White House aides are considering undermining the Hong Kong dollar’s peg to the greenback as part of efforts to punish China over its new security law in the city, a report said Wednesday.
Bloomberg News said the idea from some officials to put a strain on the 37-year-old peg — possibly by limiting local banks’ access to US dollars — was one of a number of measures flagged as Washington looks at ways to respond to the controversial law.
However, it cited unnamed sources as saying the move had not been discussed at senior levels of the Trump administration, while analysts said such a measure was unlikely owing to the upheaval it would cause to global markets.
Other measures being discussed included cancelling a US-Hong Kong extradition treaty and no longer cooperating with the city’s police force, Bloomberg said.

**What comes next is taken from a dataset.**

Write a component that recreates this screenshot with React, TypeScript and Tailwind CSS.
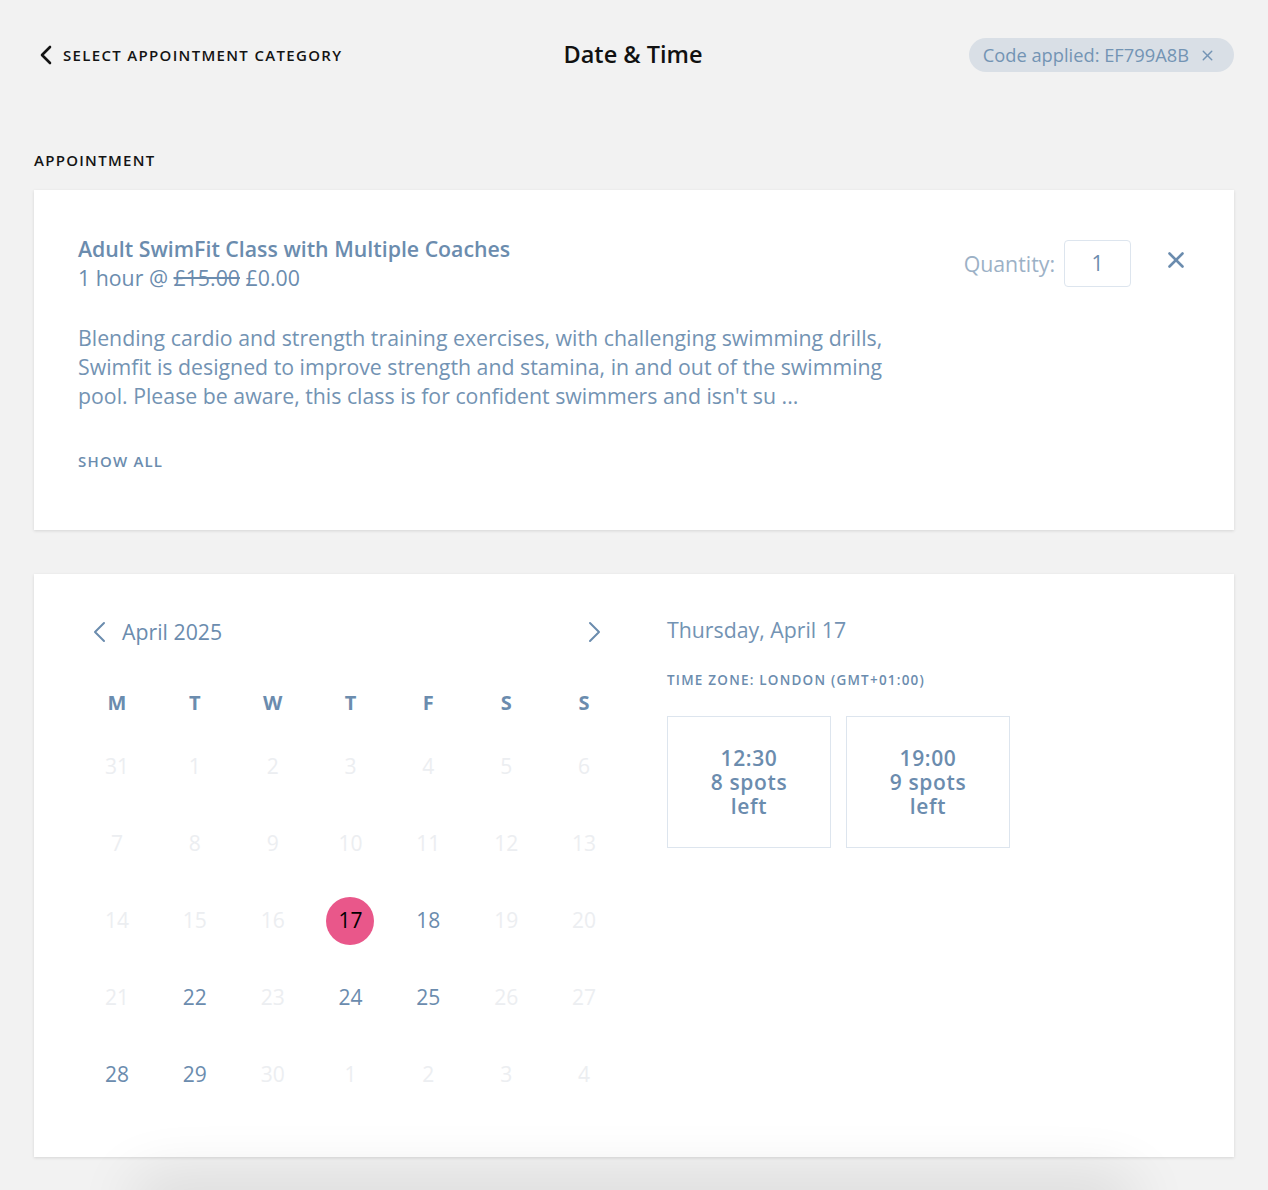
import { X } from 'lucide-react';

type Day = { n: number; on: boolean };

const font = { fontFamily: '"Open Sans", "Noto Sans", sans-serif' };

const weekdays = ['M', 'T', 'W', 'T', 'F', 'S', 'S'];

const open = [18, 22, 24, 25, 28, 29];

// April 2025, Monday-first, padded with the neighbouring months
const days: Day[] = [
  { n: 31, on: false },
  ...Array.from({ length: 30 }, (_, i) => ({ n: i + 1, on: open.includes(i + 1) })),
  ...[1, 2, 3, 4].map((n) => ({ n, on: false })),
];

const slots = [
  { time: '12:30', spots: 8 },
  { time: '19:00', spots: 9 },
];

function Chevron({ dir, className }: { dir: 'left' | 'right'; className?: string }) {
  const pts = dir === 'left' ? '11,2 2,11 11,20' : '2,2 11,11 2,20';
  return (
    <svg width="13" height="22" viewBox="0 0 13 22" fill="none" className={className}>
      <polyline points={pts} stroke="currentColor" strokeWidth="2" strokeLinecap="round" strokeLinejoin="round" />
    </svg>
  );
}

export default function App() {
  const selected = 17;

  return (
    <main className="min-h-screen bg-[#f2f2f2] px-[34px] pb-[34px]" style={font}>
      <header className="flex items-center justify-between pt-[38px] h-[72px]">
        <button type="button" className="flex items-center gap-[9px] pl-[4px] text-[#141414]">
          <svg width="16" height="20" viewBox="0 0 16 20" fill="none">
            <polyline points="12,2 4,10 12,18" stroke="currentColor" strokeWidth="2.6" strokeLinecap="round" strokeLinejoin="round" />
          </svg>
          <span className="text-[15px] font-semibold tracking-[0.088em]">SELECT APPOINTMENT CATEGORY</span>
        </button>
        <h1 className="text-[23.5px] font-semibold text-[#111] -ml-[45px]">Date &amp; Time</h1>
        <div className="flex items-center gap-[10px] h-[34px] rounded-full bg-[#d9dfe6] pl-[14px] pr-[18px] text-[18.3px] text-[#7394b4]">
          <span>Code applied: EF799A8B</span>
          <X size={17} strokeWidth={2} />
        </div>
      </header>

      <h2 className="mt-[78px] text-[15px] leading-[20px] font-semibold tracking-[0.085em] text-[#141414]">APPOINTMENT</h2>

      <section className="mt-[20px] bg-white shadow-[0_1px_3px_rgba(0,0,0,0.12)] pl-[44px] pr-[45px] pt-[44px] pb-[59px] flex justify-between">
        <div>
          <h3 className="text-[21.3px] leading-[29px] font-semibold text-[#6b8cae]">Adult SwimFit Class with Multiple Coaches</h3>
          <p className="text-[21.3px] leading-[29px] text-[#6b8cae]">
            1 hour @ <span className="line-through">£15.00</span> £0.00
          </p>
          <p className="mt-[31px] text-[21.3px] leading-[29px] text-[#7393b3] whitespace-nowrap">
            Blending cardio and strength training exercises, with challenging swimming drills,
            <br />
            Swimfit is designed to improve strength and stamina, in and out of the swimming
            <br />
            pool. Please be aware, this class is for confident swimmers and isn't su ...
          </p>
          <button type="button" className="mt-[41px] block text-[15px] leading-[20px] font-semibold tracking-[0.08em] text-[#6b8cae]">
            SHOW ALL
          </button>
        </div>
        <div className="flex items-start gap-[32px] pt-[8px]">
          <div className="flex items-center gap-[9px] -mt-[2px]">
            <span className="text-[21.3px] text-[#9cb1c6]">Quantity:</span>
            <div className="w-[67px] h-[47px] rounded-[4px] border border-[#dde5ee] flex items-center justify-center text-[21px] text-[#6b8cae]">1</div>
          </div>
          <X size={26} strokeWidth={2.4} className="text-[#6b8cae] mt-[5px]" />
        </div>
      </section>

      <section className="mt-[44px] bg-white shadow-[0_1px_3px_rgba(0,0,0,0.12)] pl-[44px] pt-[41px] pb-[44px] flex gap-[44px]">
        <div className="w-[545px] mt-[3px]">
          <div className="flex items-center justify-between pl-[15px] pr-[22px] h-[28px] text-[#6b8cae]">
            <div className="flex items-center gap-[16px]">
              <Chevron dir="left" />
              <span className="text-[21.3px]">April 2025</span>
            </div>
            <Chevron dir="right" />
          </div>
          <div className="mt-[32px] grid grid-cols-7 h-[50px] items-center text-center">
            {weekdays.map((d, i) => (
              <span key={i} className="text-[20px] font-bold text-[#6b8cae]">{d}</span>
            ))}
          </div>
          <div className="grid grid-cols-7">
            {days.map((d, i) => (
              <div key={i} className="h-[77px] flex items-center justify-center">
                {d.n === selected && i > 0 && i < 31 ? (
                  <span className="w-[48px] h-[48px] rounded-full bg-[#e9578a] text-black text-[21px] flex items-center justify-center">{d.n}</span>
                ) : (
                  <span className={d.on ? 'text-[21px] text-[#6b8cae]' : 'text-[21px] text-[#eceef1]'}>{d.n}</span>
                )}
              </div>
            ))}
          </div>
        </div>

        <div>
          <p className="text-[21.3px] leading-[30px] text-[#7393b3]">Thursday, April 17</p>
          <p className="mt-[26px] text-[13.5px] leading-[18px] font-semibold tracking-[0.09em] text-[#6b8cae]">TIME ZONE: LONDON (GMT+01:00)</p>
          <div className="mt-[27px] flex gap-[15px]">
            {slots.map((s) => (
              <button
                key={s.time}
                type="button"
                className="w-[164px] h-[132px] border border-[#dde5ee] flex flex-col items-center justify-center text-[21px] leading-[24px] font-semibold text-[#6b8cae] tracking-[0.03em]"
              >
                <span>{s.time}</span>
                <span>{s.spots} spots</span>
                <span>left</span>
              </button>
            ))}
          </div>
        </div>
      </section>

      <div className="fixed left-[130px] right-[130px] bottom-[-50px] h-[50px] rounded-full shadow-[0_-12px_60px_rgba(0,0,0,0.11)] pointer-events-none" />
    </main>
  );
}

The city’s dollar was linked to the greenback in 1983 in a bid to prevent a sell-off as it wobbled over fears about China’s reunification talks with Britain.
Under the city’s Linked Exchange Rate System, the HKMA is required to maintain the local currency around HK$7.8 to US$1 to ensure exchange rate stability.
The Hong Kong Monetary Authority, the de facto central bank, has in recent months had to sell billions worth of local dollars to maintain that link, as cash floods into the city to take advantage of its relatively high interest rates.
Investors have also been rushing to join a string of big-ticket new listings of late, including Chinese e-commerce giant JD.com and tech firm Netease.
The currency remained wedged at HK$7.75 on Wednesday, its strongest possible level.
Still, Stephen Innes at AxiCorp said the US was unlikely to do anything to hurt the peg as, firstly, it could put at risk the vast amount of assets held by China, particularly Treasuries.
“Second, such a move could destabilise dollar pegs elsewhere, including US allies around the world, especially those in the Middle East,” said Innes.
“Third, the unthinkable instability that it would trigger in the dollar-based global financial ecosystem could drive a selloff in US equity markets — an outcome abhorrent to the White House ahead of the November presidential election.”